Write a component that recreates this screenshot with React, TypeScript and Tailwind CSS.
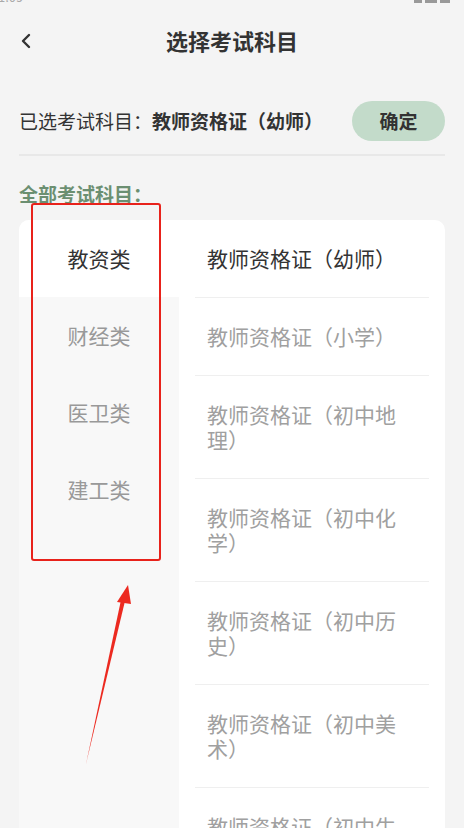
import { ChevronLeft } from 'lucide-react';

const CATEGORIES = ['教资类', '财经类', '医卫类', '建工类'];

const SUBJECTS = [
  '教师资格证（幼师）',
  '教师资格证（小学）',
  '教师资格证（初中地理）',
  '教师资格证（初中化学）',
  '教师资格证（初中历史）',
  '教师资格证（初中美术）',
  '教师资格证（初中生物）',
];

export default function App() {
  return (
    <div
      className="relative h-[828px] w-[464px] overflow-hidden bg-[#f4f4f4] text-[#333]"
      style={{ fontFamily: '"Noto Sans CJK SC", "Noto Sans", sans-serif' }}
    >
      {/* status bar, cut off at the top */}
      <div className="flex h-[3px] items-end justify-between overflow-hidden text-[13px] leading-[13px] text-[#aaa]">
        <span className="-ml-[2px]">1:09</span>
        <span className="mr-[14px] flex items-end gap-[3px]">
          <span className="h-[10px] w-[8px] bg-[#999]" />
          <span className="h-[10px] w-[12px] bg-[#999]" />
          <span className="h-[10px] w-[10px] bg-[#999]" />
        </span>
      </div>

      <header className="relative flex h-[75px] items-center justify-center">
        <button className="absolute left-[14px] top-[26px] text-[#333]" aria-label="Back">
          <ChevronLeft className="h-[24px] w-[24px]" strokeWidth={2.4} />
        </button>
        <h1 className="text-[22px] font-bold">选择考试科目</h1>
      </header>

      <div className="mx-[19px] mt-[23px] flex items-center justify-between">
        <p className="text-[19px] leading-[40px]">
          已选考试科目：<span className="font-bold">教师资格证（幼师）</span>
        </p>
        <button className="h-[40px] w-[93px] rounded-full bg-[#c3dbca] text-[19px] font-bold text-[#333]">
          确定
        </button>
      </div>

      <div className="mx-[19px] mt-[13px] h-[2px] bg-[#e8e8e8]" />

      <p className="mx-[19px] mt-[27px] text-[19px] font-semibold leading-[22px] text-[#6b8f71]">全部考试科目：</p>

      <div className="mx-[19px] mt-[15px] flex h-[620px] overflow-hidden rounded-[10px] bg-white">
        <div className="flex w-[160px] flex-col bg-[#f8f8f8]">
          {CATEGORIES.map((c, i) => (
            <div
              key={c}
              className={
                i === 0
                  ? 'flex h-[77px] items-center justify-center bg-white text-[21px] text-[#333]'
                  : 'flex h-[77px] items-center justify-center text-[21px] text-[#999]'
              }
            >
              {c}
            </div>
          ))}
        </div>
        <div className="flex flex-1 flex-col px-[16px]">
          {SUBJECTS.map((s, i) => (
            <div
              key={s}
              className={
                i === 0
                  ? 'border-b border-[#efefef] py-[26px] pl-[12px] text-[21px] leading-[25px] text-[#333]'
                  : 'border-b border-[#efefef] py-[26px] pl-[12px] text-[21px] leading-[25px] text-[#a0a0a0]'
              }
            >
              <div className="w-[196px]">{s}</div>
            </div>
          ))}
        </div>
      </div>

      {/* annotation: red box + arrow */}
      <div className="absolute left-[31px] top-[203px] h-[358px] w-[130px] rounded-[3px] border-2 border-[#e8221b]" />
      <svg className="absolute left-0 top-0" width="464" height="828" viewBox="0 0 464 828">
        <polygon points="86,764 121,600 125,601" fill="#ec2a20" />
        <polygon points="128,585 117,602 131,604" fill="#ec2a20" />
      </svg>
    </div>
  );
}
---+---
§ **REQUIREMENTS**
Transcribe the listing in full. Omit the pictures and keep every line exact.

§ **OUTPUT OF THE TASK**
Write a component that recreates this screenshot with React, TypeScript and Tailwind CSS.
import { ChevronLeft } from 'lucide-react';

const CATEGORIES = ['教资类', '财经类', '医卫类', '建工类'];

const SUBJECTS = [
  '教师资格证（幼师）',
  '教师资格证（小学）',
  '教师资格证（初中地理）',
  '教师资格证（初中化学）',
  '教师资格证（初中历史）',
  '教师资格证（初中美术）',
  '教师资格证（初中生物）',
];

export default function App() {
  return (
    <div
      className="relative h-[828px] w-[464px] overflow-hidden bg-[#f4f4f4] text-[#333]"
      style={{ fontFamily: '"Noto Sans CJK SC", "Noto Sans", sans-serif' }}
    >
      {/* status bar, cut off at the top */}
      <div className="flex h-[3px] items-end justify-between overflow-hidden text-[13px] leading-[13px] text-[#aaa]">
        <span className="-ml-[2px]">1:09</span>
        <span className="mr-[14px] flex items-end gap-[3px]">
          <span className="h-[10px] w-[8px] bg-[#999]" />
          <span className="h-[10px] w-[12px] bg-[#999]" />
          <span className="h-[10px] w-[10px] bg-[#999]" />
        </span>
      </div>

      <header className="relative flex h-[75px] items-center justify-center">
        <button className="absolute left-[14px] top-[26px] text-[#333]" aria-label="Back">
          <ChevronLeft className="h-[24px] w-[24px]" strokeWidth={2.4} />
        </button>
        <h1 className="text-[22px] font-bold">选择考试科目</h1>
      </header>

      <div className="mx-[19px] mt-[23px] flex items-center justify-between">
        <p className="text-[19px] leading-[40px]">
          已选考试科目：<span className="font-bold">教师资格证（幼师）</span>
        </p>
        <button className="h-[40px] w-[93px] rounded-full bg-[#c3dbca] text-[19px] font-bold text-[#333]">
          确定
        </button>
      </div>

      <div className="mx-[19px] mt-[13px] h-[2px] bg-[#e8e8e8]" />

      <p className="mx-[19px] mt-[27px] text-[19px] font-semibold leading-[22px] text-[#6b8f71]">全部考试科目：</p>

      <div className="mx-[19px] mt-[15px] flex h-[620px] overflow-hidden rounded-[10px] bg-white">
        <div className="flex w-[160px] flex-col bg-[#f8f8f8]">
          {CATEGORIES.map((c, i) => (
            <div
              key={c}
              className={
                i === 0
                  ? 'flex h-[77px] items-center justify-center bg-white text-[21px] text-[#333]'
                  : 'flex h-[77px] items-center justify-center text-[21px] text-[#999]'
              }
            >
              {c}
            </div>
          ))}
        </div>
        <div className="flex flex-1 flex-col px-[16px]">
          {SUBJECTS.map((s, i) => (
            <div
              key={s}
              className={
                i === 0
                  ? 'border-b border-[#efefef] py-[26px] pl-[12px] text-[21px] leading-[25px] text-[#333]'
                  : 'border-b border-[#efefef] py-[26px] pl-[12px] text-[21px] leading-[25px] text-[#a0a0a0]'
              }
            >
              <div className="w-[196px]">{s}</div>
            </div>
          ))}
        </div>
      </div>

      {/* annotation: red box + arrow */}
      <div className="absolute left-[31px] top-[203px] h-[358px] w-[130px] rounded-[3px] border-2 border-[#e8221b]" />
      <svg className="absolute left-0 top-0" width="464" height="828" viewBox="0 0 464 828">
        <polygon points="86,764 121,600 125,601" fill="#ec2a20" />
        <polygon points="128,585 117,602 131,604" fill="#ec2a20" />
      </svg>
    </div>
  );
}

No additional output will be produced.